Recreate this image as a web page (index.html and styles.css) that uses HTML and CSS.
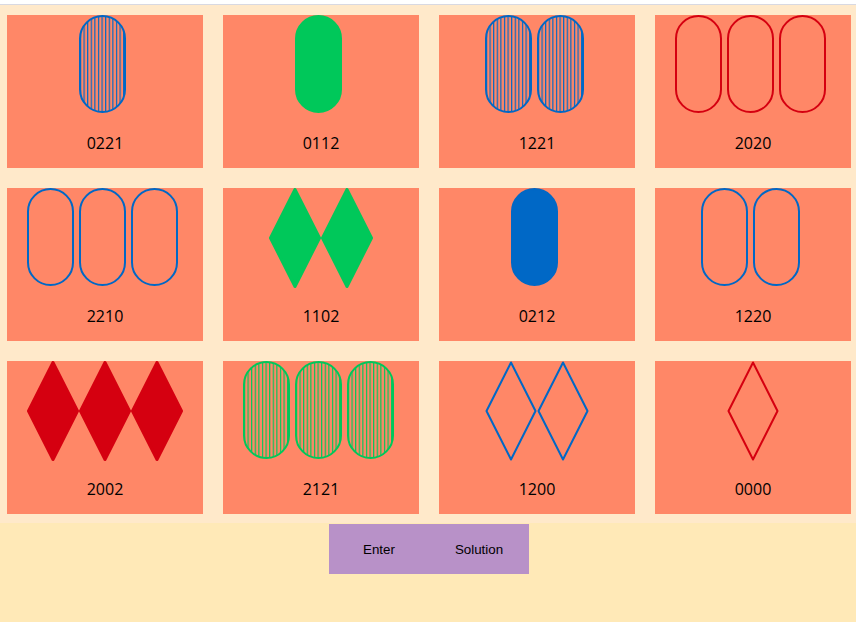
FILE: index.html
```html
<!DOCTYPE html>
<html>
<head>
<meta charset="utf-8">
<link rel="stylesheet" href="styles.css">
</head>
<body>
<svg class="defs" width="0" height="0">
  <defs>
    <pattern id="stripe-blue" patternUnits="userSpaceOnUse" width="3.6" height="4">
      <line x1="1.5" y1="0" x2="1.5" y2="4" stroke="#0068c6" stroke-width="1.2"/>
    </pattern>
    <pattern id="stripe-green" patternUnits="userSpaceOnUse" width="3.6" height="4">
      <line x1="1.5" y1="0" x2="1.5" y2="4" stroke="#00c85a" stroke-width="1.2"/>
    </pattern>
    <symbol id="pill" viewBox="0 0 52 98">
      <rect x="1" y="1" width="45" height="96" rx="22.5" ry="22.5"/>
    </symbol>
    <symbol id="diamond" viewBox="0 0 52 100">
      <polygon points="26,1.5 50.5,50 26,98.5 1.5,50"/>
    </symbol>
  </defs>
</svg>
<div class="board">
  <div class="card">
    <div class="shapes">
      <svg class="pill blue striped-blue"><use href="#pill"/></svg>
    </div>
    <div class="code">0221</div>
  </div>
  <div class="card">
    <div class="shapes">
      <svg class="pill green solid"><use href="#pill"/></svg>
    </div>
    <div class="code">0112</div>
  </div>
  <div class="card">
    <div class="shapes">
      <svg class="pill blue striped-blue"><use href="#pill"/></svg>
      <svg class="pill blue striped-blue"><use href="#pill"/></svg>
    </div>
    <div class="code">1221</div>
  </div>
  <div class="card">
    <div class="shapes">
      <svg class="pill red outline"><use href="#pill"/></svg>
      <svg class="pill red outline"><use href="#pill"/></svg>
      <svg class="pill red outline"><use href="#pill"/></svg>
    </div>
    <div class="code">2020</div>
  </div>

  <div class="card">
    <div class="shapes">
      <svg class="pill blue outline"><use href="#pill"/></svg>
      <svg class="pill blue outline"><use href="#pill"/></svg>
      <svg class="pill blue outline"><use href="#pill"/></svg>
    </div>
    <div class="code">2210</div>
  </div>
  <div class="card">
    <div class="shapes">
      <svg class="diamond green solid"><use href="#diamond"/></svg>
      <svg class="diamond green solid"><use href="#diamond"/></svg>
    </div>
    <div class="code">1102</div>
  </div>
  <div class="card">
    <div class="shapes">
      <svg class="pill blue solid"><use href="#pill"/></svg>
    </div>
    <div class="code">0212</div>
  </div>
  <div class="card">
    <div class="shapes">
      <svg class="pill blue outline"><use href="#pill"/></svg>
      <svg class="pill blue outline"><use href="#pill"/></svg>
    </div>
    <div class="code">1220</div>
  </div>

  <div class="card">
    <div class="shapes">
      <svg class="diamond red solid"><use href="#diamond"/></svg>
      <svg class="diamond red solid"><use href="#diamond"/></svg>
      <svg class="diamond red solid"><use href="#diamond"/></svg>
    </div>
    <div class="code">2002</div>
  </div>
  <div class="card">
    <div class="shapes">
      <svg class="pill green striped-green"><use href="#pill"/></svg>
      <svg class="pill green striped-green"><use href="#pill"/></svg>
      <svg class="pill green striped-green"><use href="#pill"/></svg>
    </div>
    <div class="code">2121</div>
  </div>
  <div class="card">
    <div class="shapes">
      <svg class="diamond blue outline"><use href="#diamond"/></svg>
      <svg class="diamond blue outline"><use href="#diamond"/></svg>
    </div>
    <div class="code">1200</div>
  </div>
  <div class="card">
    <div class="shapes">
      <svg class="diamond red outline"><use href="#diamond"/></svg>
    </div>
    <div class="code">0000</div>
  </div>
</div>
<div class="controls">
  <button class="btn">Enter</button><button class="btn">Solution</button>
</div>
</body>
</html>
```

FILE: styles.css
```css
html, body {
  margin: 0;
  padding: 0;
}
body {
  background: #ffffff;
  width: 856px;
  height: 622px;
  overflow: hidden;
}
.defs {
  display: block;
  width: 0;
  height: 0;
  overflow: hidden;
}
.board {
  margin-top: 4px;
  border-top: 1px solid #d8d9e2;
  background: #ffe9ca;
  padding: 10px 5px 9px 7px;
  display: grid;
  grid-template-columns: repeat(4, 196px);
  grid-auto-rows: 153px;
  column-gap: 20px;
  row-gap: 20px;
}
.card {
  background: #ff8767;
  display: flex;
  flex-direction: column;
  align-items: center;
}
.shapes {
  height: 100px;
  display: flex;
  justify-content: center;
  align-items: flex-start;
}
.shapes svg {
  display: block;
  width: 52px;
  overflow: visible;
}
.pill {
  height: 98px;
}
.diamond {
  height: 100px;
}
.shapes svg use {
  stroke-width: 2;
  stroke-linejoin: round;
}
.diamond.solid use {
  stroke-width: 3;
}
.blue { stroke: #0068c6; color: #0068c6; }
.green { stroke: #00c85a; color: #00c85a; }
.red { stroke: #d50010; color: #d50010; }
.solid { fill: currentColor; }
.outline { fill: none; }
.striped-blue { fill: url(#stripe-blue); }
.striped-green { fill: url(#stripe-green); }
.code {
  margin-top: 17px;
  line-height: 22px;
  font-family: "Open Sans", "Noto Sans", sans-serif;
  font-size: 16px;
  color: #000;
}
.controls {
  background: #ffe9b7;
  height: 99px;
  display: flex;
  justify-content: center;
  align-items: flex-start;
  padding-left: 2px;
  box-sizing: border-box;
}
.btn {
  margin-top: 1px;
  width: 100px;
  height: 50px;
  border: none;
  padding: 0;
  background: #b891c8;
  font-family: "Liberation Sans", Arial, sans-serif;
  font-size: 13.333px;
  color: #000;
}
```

────────────────────────────────────────

Problem requirements:
Find the lines containing "styles" and list every one of them.

Exercise answer:
Recreate this image as a web page (index.html and styles.css) that uses HTML and CSS.
<link rel="stylesheet" href="styles.css">
FILE: styles.css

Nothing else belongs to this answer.